→ **Material shown**:
____________________

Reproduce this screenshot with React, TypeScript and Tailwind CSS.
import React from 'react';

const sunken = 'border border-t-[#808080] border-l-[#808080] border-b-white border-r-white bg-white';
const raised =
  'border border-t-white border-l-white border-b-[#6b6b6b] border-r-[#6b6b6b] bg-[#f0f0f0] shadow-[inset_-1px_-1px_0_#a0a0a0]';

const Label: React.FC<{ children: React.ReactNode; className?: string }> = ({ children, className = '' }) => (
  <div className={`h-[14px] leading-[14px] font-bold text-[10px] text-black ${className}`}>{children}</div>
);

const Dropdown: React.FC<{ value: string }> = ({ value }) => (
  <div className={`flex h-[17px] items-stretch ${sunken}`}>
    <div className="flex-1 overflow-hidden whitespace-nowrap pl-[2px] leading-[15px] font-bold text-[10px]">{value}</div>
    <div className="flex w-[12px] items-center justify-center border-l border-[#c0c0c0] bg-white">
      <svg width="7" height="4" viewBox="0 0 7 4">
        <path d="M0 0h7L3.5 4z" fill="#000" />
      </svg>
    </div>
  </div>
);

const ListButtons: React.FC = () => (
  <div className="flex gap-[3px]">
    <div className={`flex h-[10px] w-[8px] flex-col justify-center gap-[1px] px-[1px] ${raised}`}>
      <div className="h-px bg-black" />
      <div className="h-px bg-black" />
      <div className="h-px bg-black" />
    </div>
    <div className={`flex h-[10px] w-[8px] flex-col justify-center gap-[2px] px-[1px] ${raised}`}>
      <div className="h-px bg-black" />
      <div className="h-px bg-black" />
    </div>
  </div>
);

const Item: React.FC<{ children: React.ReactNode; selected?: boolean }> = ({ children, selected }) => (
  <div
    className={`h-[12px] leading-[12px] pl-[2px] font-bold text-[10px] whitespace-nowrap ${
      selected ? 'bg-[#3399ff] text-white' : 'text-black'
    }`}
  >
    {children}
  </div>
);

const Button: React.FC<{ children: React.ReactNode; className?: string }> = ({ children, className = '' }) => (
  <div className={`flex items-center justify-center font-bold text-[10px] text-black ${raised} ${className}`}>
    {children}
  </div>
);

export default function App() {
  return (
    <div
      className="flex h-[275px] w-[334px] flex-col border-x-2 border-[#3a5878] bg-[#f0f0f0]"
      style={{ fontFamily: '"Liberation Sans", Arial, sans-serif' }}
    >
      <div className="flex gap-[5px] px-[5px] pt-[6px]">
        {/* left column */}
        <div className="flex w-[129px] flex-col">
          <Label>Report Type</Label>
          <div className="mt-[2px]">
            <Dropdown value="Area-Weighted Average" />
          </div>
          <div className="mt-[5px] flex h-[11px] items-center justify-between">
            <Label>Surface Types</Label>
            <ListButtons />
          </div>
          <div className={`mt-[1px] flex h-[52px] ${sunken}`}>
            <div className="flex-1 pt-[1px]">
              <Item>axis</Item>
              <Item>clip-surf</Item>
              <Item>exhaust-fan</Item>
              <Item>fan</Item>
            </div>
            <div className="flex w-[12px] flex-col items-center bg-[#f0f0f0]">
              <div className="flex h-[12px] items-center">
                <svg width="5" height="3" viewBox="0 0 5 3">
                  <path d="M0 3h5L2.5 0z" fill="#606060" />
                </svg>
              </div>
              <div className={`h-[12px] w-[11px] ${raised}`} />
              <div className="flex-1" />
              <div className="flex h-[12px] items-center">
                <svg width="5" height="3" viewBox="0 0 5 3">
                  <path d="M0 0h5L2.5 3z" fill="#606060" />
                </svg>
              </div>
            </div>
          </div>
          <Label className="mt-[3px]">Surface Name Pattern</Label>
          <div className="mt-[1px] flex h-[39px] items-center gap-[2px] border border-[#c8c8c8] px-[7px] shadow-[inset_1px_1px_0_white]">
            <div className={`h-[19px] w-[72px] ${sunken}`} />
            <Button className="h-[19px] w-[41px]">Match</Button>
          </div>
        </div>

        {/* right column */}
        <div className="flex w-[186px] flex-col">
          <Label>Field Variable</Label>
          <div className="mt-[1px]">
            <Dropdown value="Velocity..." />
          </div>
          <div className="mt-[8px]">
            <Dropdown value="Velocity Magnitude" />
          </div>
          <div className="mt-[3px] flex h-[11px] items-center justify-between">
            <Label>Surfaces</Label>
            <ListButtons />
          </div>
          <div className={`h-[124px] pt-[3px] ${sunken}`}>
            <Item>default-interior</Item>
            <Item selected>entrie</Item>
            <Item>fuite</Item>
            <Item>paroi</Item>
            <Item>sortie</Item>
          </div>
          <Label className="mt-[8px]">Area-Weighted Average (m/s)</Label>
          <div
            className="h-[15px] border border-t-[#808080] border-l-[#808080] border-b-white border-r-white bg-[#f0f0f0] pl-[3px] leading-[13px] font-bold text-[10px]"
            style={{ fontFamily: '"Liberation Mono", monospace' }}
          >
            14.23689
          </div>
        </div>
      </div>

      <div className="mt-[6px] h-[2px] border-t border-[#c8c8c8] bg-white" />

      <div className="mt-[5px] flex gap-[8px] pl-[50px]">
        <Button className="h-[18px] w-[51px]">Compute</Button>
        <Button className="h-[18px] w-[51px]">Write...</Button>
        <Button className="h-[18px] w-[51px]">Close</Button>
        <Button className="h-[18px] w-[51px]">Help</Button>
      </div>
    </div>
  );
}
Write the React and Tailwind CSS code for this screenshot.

____________________

→ **Exercise aim**: Repeat all of the records above exactly as they appear.

→ **The answer**:
Reproduce this screenshot with React, TypeScript and Tailwind CSS.
import React from 'react';

const sunken = 'border border-t-[#808080] border-l-[#808080] border-b-white border-r-white bg-white';
const raised =
  'border border-t-white border-l-white border-b-[#6b6b6b] border-r-[#6b6b6b] bg-[#f0f0f0] shadow-[inset_-1px_-1px_0_#a0a0a0]';

const Label: React.FC<{ children: React.ReactNode; className?: string }> = ({ children, className = '' }) => (
  <div className={`h-[14px] leading-[14px] font-bold text-[10px] text-black ${className}`}>{children}</div>
);

const Dropdown: React.FC<{ value: string }> = ({ value }) => (
  <div className={`flex h-[17px] items-stretch ${sunken}`}>
    <div className="flex-1 overflow-hidden whitespace-nowrap pl-[2px] leading-[15px] font-bold text-[10px]">{value}</div>
    <div className="flex w-[12px] items-center justify-center border-l border-[#c0c0c0] bg-white">
      <svg width="7" height="4" viewBox="0 0 7 4">
        <path d="M0 0h7L3.5 4z" fill="#000" />
      </svg>
    </div>
  </div>
);

const ListButtons: React.FC = () => (
  <div className="flex gap-[3px]">
    <div className={`flex h-[10px] w-[8px] flex-col justify-center gap-[1px] px-[1px] ${raised}`}>
      <div className="h-px bg-black" />
      <div className="h-px bg-black" />
      <div className="h-px bg-black" />
    </div>
    <div className={`flex h-[10px] w-[8px] flex-col justify-center gap-[2px] px-[1px] ${raised}`}>
      <div className="h-px bg-black" />
      <div className="h-px bg-black" />
    </div>
  </div>
);

const Item: React.FC<{ children: React.ReactNode; selected?: boolean }> = ({ children, selected }) => (
  <div
    className={`h-[12px] leading-[12px] pl-[2px] font-bold text-[10px] whitespace-nowrap ${
      selected ? 'bg-[#3399ff] text-white' : 'text-black'
    }`}
  >
    {children}
  </div>
);

const Button: React.FC<{ children: React.ReactNode; className?: string }> = ({ children, className = '' }) => (
  <div className={`flex items-center justify-center font-bold text-[10px] text-black ${raised} ${className}`}>
    {children}
  </div>
);

export default function App() {
  return (
    <div
      className="flex h-[275px] w-[334px] flex-col border-x-2 border-[#3a5878] bg-[#f0f0f0]"
      style={{ fontFamily: '"Liberation Sans", Arial, sans-serif' }}
    >
      <div className="flex gap-[5px] px-[5px] pt-[6px]">
        {/* left column */}
        <div className="flex w-[129px] flex-col">
          <Label>Report Type</Label>
          <div className="mt-[2px]">
            <Dropdown value="Area-Weighted Average" />
          </div>
          <div className="mt-[5px] flex h-[11px] items-center justify-between">
            <Label>Surface Types</Label>
            <ListButtons />
          </div>
          <div className={`mt-[1px] flex h-[52px] ${sunken}`}>
            <div className="flex-1 pt-[1px]">
              <Item>axis</Item>
              <Item>clip-surf</Item>
              <Item>exhaust-fan</Item>
              <Item>fan</Item>
            </div>
            <div className="flex w-[12px] flex-col items-center bg-[#f0f0f0]">
              <div className="flex h-[12px] items-center">
                <svg width="5" height="3" viewBox="0 0 5 3">
                  <path d="M0 3h5L2.5 0z" fill="#606060" />
                </svg>
              </div>
              <div className={`h-[12px] w-[11px] ${raised}`} />
              <div className="flex-1" />
              <div className="flex h-[12px] items-center">
                <svg width="5" height="3" viewBox="0 0 5 3">
                  <path d="M0 0h5L2.5 3z" fill="#606060" />
                </svg>
              </div>
            </div>
          </div>
          <Label className="mt-[3px]">Surface Name Pattern</Label>
          <div className="mt-[1px] flex h-[39px] items-center gap-[2px] border border-[#c8c8c8] px-[7px] shadow-[inset_1px_1px_0_white]">
            <div className={`h-[19px] w-[72px] ${sunken}`} />
            <Button className="h-[19px] w-[41px]">Match</Button>
          </div>
        </div>

        {/* right column */}
        <div className="flex w-[186px] flex-col">
          <Label>Field Variable</Label>
          <div className="mt-[1px]">
            <Dropdown value="Velocity..." />
          </div>
          <div className="mt-[8px]">
            <Dropdown value="Velocity Magnitude" />
          </div>
          <div className="mt-[3px] flex h-[11px] items-center justify-between">
            <Label>Surfaces</Label>
            <ListButtons />
          </div>
          <div className={`h-[124px] pt-[3px] ${sunken}`}>
            <Item>default-interior</Item>
            <Item selected>entrie</Item>
            <Item>fuite</Item>
            <Item>paroi</Item>
            <Item>sortie</Item>
          </div>
          <Label className="mt-[8px]">Area-Weighted Average (m/s)</Label>
          <div
            className="h-[15px] border border-t-[#808080] border-l-[#808080] border-b-white border-r-white bg-[#f0f0f0] pl-[3px] leading-[13px] font-bold text-[10px]"
            style={{ fontFamily: '"Liberation Mono", monospace' }}
          >
            14.23689
          </div>
        </div>
      </div>

      <div className="mt-[6px] h-[2px] border-t border-[#c8c8c8] bg-white" />

      <div className="mt-[5px] flex gap-[8px] pl-[50px]">
        <Button className="h-[18px] w-[51px]">Compute</Button>
        <Button className="h-[18px] w-[51px]">Write...</Button>
        <Button className="h-[18px] w-[51px]">Close</Button>
        <Button className="h-[18px] w-[51px]">Help</Button>
      </div>
    </div>
  );
}
Write the React and Tailwind CSS code for this screenshot.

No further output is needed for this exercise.